Exxon and Chevron Lock Horns Over Guyana Stake Exxon and Chevron are discussing a potential acquisition by Exxon of Hess Corp’s stake in the Exxon-led oil operations off the coast of Guyana.
Exxon claims it has the right of first refusal on the stake that Chevron was planning to absorb after its purchase of Hess for $53 billion.
Hess had a 30% stake in the Stabroek Block where the operations are focused and it was that stake that largely motivated Chevron in its decision to buy Hess, Reuters wrote in a report on the news.
Chevron has warned that if Exxon, which has a 45% stake in the Guyanese operations, buys the Guyana stake it would essentially make the acquisition of Hess pointless.
Exxon issued a statement following the news, saying that it would "preserve our right to realize the significant value we’ve created and are entitled to in the Guyana asset," per Reuters.
Chevron, for its part, said that it hoped the talks "will result in an outcome that will not delay, impede or prevent the consummation of the merger."
"The right of first refusal provision is not applicable to the merger.

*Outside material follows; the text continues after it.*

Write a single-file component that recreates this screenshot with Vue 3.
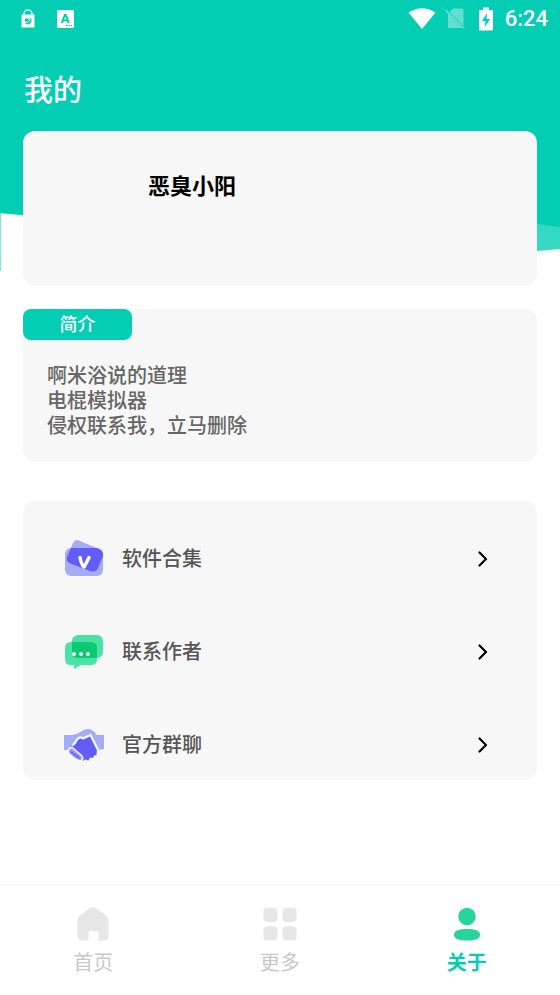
<script setup>
const notes = ['啊米浴说的道理', '电棍模拟器', '侵权联系我，立马删除'].join('\n')
const entries = [
  { id: 'apps', label: '软件合集' },
  { id: 'author', label: '联系作者' },
  { id: 'group', label: '官方群聊' },
]
const tabs = [
  { id: 'home', label: '首页' },
  { id: 'more', label: '更多' },
  { id: 'about', label: '关于', active: true },
]
</script>

<template>
  <div class="screen">
    <svg class="backdrop" viewBox="0 0 560 280" preserveAspectRatio="none" aria-hidden="true">
      <path fill="#35d8c1" d="M0 0H560V249Q548 250 537 251Q280 262 23 215L0 213Z" />
      <path fill="#03ceb4" d="M0 0H560V227L537 224L23 215L0 213Z" />
      <path fill="#7fe6d8" d="M0 213H1V271H0Z" />
    </svg>

    <header class="status">
      <div class="status-group left">
        <svg width="14" height="20" viewBox="0 0 14 20" aria-hidden="true">
          <path d="M3 6V5a4 4 0 0 1 8 0v1" fill="none" stroke="#fff" stroke-opacity=".8" stroke-width="1.6" />
          <path d="M0.5 5.500H13.500V18.500H0.500Z" fill="#fff" />
          <path d="M3.500 11a2 2 0 0 1 3-1.500l1 1q2-.5 2.500-2.500q1.500 4-1 6.500q-2.500 2-5 0l3-1q-3-.500-3.500-2.500Z" fill="#03ceb4" />
          <path d="M5.500 13q3 0 4.500-3.500" fill="none" stroke="#fff" stroke-width=".7" />
        </svg>
        <svg width="17" height="20" viewBox="0 0 17 20" aria-hidden="true">
          <rect y="1" width="17" height="18" rx="1.500" fill="#fff" />
          <path d="M7.200 5H9.400L12.800 14H10.600L10 12.200H6.600L6 14H3.800ZM8.300 7.500L7.200 10.600H9.400Z" fill="#03ceb4" fill-rule="evenodd" />
          <path d="M9 16.500h6" stroke="#03ceb4" stroke-width="1.200" stroke-dasharray="1.500 .8" />
        </svg>
      </div>
      <div class="status-group right">
        <svg width="28" height="22" viewBox="0 0 28 22" aria-hidden="true">
          <path d="M0.500 4.500Q14-4 27.500 4.500L14 21Z" fill="#fff" />
        </svg>
        <svg class="sim" width="20" height="22" viewBox="0 0 20 22" aria-hidden="true">
          <path d="M8 0.500H17.500a1 1 0 0 1 1 1V18L4.500 4ZM3 5.500L17.500 20H4a1 1 0 0 1-1-1Z" fill="#63dfcf" />
          <path d="M0.500 2L19 20.500" stroke="#63dfcf" stroke-width="1.700" />
        </svg>
        <svg width="14" height="24" viewBox="0 0 14 24" aria-hidden="true">
          <path d="M4 0.500H10V3H13a1 1 0 0 1 1 1V22.500a1 1 0 0 1-1 1H1a1 1 0 0 1-1-1V4a1 1 0 0 1 1-1H4Z" fill="#fff" />
          <path d="M8 6L3 14H6.500L5.500 20.500L11 12H7.500Z" fill="#03ceb4" />
        </svg>
        <time class="clock">6:24</time>
      </div>
    </header>

    <h1 class="title">我的</h1>

    <main class="content">
      <section class="card profile">
        <h2 class="name">恶臭小阳</h2>
      </section>

      <section class="card intro">
        <h2 class="tag">简介</h2>
        <p class="notes">{{ notes }}</p>
      </section>

      <ul class="card entries">
        <li v-for="entry in entries" :key="entry.id">
          <button class="entry" type="button">
            <svg v-if="entry.id === 'apps'" class="entry-icon" viewBox="0 0 40 40" aria-hidden="true">
              <defs>
                <clipPath id="folder-front"><rect x="1" y="9" width="38" height="28" rx="6" /></clipPath>
              </defs>
              <rect x="1" y="9" width="38" height="28" rx="6" fill="#a5adf8" />
              <path d="M15 1.500Q11 0 9 4L3 18Q2 22 5 24L26 32Q32 34 34 29L39 17Q40 12 35 10Z" fill="#a5adf8" />
              <path d="M15 1.500Q11 0 9 4L3 18Q2 22 5 24L26 32Q32 34 34 29L39 17Q40 12 35 10Z" fill="#625df6" clip-path="url(#folder-front)" />
              <path d="M16 18.500Q17.500 26 20 28Q22.500 24 25 18.500" fill="none" stroke="#fff" stroke-width="3.400" stroke-linecap="round" stroke-linejoin="round" />
            </svg>
            <svg v-else-if="entry.id === 'author'" class="entry-icon" viewBox="0 0 40 40" aria-hidden="true">
              <rect x="8" y="3" width="31" height="23" rx="6" fill="#4be3a5" />
              <path d="M7 10H27Q33 10 33 16V27Q33 33 27 33H17L10 37V33H7Q1 33 1 27V16Q1 10 7 10Z" fill="#4be3a5" />
              <path d="M8 10H27Q33 10 33 16V26H14Q8 26 8 20Z" fill="#0acb72" />
              <g fill="#fff"><circle cx="10" cy="22" r="2" /><circle cx="17" cy="22" r="2" /><circle cx="24" cy="22" r="2" /></g>
            </svg>
            <svg v-else class="entry-icon" viewBox="0 0 40 40" aria-hidden="true">
              <path d="M0 10H8Q12 10 16 7Q22 3 27 4.500Q31 6.500 33 10H40V24L33 25L22 18L9 25L0 25Z" fill="#a5adf8" />
              <path d="M7 22L10 17.500L18 12.500L27 10.500L33 23.500L32.500 30L30 30.500L29 33L26 32.500L24.500 35.500L21 34.500L19 36L17 30L9 24.500Z" fill="#625df6" />
              <path d="M9 20Q12 17 13 14.500Q16 11 19 13.500L26.500 10L33.500 24" fill="none" stroke="#f7f7f7" stroke-width="2.200" stroke-linejoin="round" stroke-linecap="round" />
              <path d="M4 27.500Q4 22 8.500 22.500Q12 26 17 30Q20.500 34 17 35.800Q12 36 4 27.500Z" fill="#9a9df9" stroke="#f7f7f7" stroke-width="1.600" />
              <path d="M7 27L16 33.500" stroke="#625df6" stroke-width="2.200" stroke-dasharray="2.500 .8" />
            </svg>
            <span class="entry-label">{{ entry.label }}</span>
            <svg class="chevron" viewBox="0 0 10 18" aria-hidden="true">
              <path d="M1.500 2.500L8 9L1.500 15.500" fill="none" stroke="#000" stroke-width="2.200" stroke-linecap="round" stroke-linejoin="round" />
            </svg>
          </button>
        </li>
      </ul>
    </main>

    <nav class="tabs">
      <a v-for="tab in tabs" :key="tab.id" class="tab" :class="{ active: tab.active }" :href="'#' + tab.id">
        <svg class="tab-icon" viewBox="0 0 36 36" aria-hidden="true">
          <path v-if="tab.id === 'home'" d="M15 2.200Q18 0.500 21 2.200L31 9.500Q33.500 11.500 33.500 14.500V29Q33.500 34.500 28 34.500H23.500V27Q23.500 25 21.500 25H15.500Q13.500 25 13.500 27V34.500H8Q2.500 34.500 2.500 29V14.500Q2.500 11.500 5 9.500Z" />
          <template v-else-if="tab.id === 'more'">
            <rect x="1.500" y="2" width="14" height="14" rx="4" />
            <rect x="20.500" y="2" width="14" height="14" rx="4" />
            <rect x="1.500" y="20.500" width="14" height="14" rx="4" />
            <rect x="20.500" y="20.500" width="14" height="14" rx="4" />
          </template>
          <template v-else>
            <circle cx="18" cy="10.500" r="8.700" />
            <path d="M18 23C26 23 31 24.500 31 28.800S26 34.600 18 34.600S5 33 5 28.800S10 23 18 23Z" />
          </template>
        </svg>
        <span>{{ tab.label }}</span>
      </a>
    </nav>
  </div>
</template>

<style>
body {
  background: #fff;
}
</style>

<style scoped>
.screen {
  position: relative;
  isolation: isolate;
  display: flex;
  flex-direction: column;
  min-height: 100vh;
  font-family: "Noto Sans CJK SC", sans-serif;
}

h1,
h2,
p,
ul {
  margin: 0;
  padding: 0;
}

.backdrop {
  position: absolute;
  z-index: -1;
  top: 0;
  left: 0;
  width: 100%;
  height: 280px;
}

.status {
  display: flex;
  justify-content: space-between;
  height: 38px;
  padding: 0 12px 0 21px;
}

.status-group {
  display: flex;
  align-items: center;
}

.left {
  gap: 22px;
}

.right {
  gap: 12px;
}

.sim {
  margin: 0 2px 0 -3px;
}

.clock {
  font: 500 22px/28px Roboto, sans-serif;
  color: #fff;
}

.title {
  padding: 30px 24px 23px;
  font-size: 29px;
  line-height: 40px;
  font-weight: 500;
  color: #fff;
}

.content {
  flex: 1;
  padding: 0 23px 24px;
}

.card {
  background: #f7f7f7;
  border-radius: 12px;
}

.profile {
  min-height: 155px;
  box-sizing: border-box;
  padding: 37px 24px 24px 125px;
}

.name {
  font-size: 22px;
  line-height: 32px;
  font-weight: 700;
  color: #000;
}

.intro {
  margin-top: 23px;
}

.tag {
  width: 109px;
  padding-bottom: 2px;
  border-radius: 8px;
  background: #03ceb4;
  color: #fff;
  font-size: 18px;
  line-height: 29px;
  font-weight: 500;
  text-align: center;
}

.notes {
  padding: 22px 24px 25px;
  font-size: 20px;
  line-height: 25px;
  font-weight: 500;
  color: #666;
  white-space: pre-line;
}

.entries {
  margin-top: 39px;
  list-style: none;
}

.entry {
  display: flex;
  align-items: center;
  width: 100%;
  height: 93px;
  padding: 22px 49px 0 41px;
  border: 0;
  background: none;
  font: inherit;
  text-align: left;
  cursor: pointer;
}

.entry-icon {
  width: 40px;
  height: 40px;
}

.entry-label {
  flex: 1;
  margin-left: 18px;
  padding-bottom: 2px;
  font-size: 20px;
  line-height: 28px;
  font-weight: 500;
  color: #555;
}

.chevron {
  width: 10px;
  height: 18px;
}

.tabs {
  display: grid;
  grid-template-columns: repeat(3, 1fr);
  border-top: 2px solid #f7f7f7;
}

.tab {
  display: flex;
  flex-direction: column;
  align-items: center;
  gap: 6px;
  padding: 20px 0 19px;
  color: #c8c8c8;
  font-size: 20px;
  line-height: 28px;
  text-decoration: none;
}

.tab-icon {
  width: 36px;
  height: 36px;
  fill: #e6e6e6;
}

.active {
  color: #03ceb4;
  font-weight: 700;
}

.active .tab-icon {
  fill: #27d49c;
}
</style>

We are fully committed to the transaction and do not believe the ROFR or these discussions will prevent its successful completion," Chevron and Hess said in a joint statement cited by Reuters.
The dispute highlights how valuable the Stabroek Block is to oil majors in an environment of dwindling new discoveries. Since the Exxon-led consortium first struck oil in the 6.6 million acre Stabroek Block, the three companies, including China’s CNOOC, have booked more than 30 world-class oil discoveries containing more than an estimated 11 billion barrels of oil resources.Production from the Stabroek Block is on track to reach some 620,000 bpd after Exxon started the latest well in the area, last November. This is seen rising to 1.2 million bpd by 2027.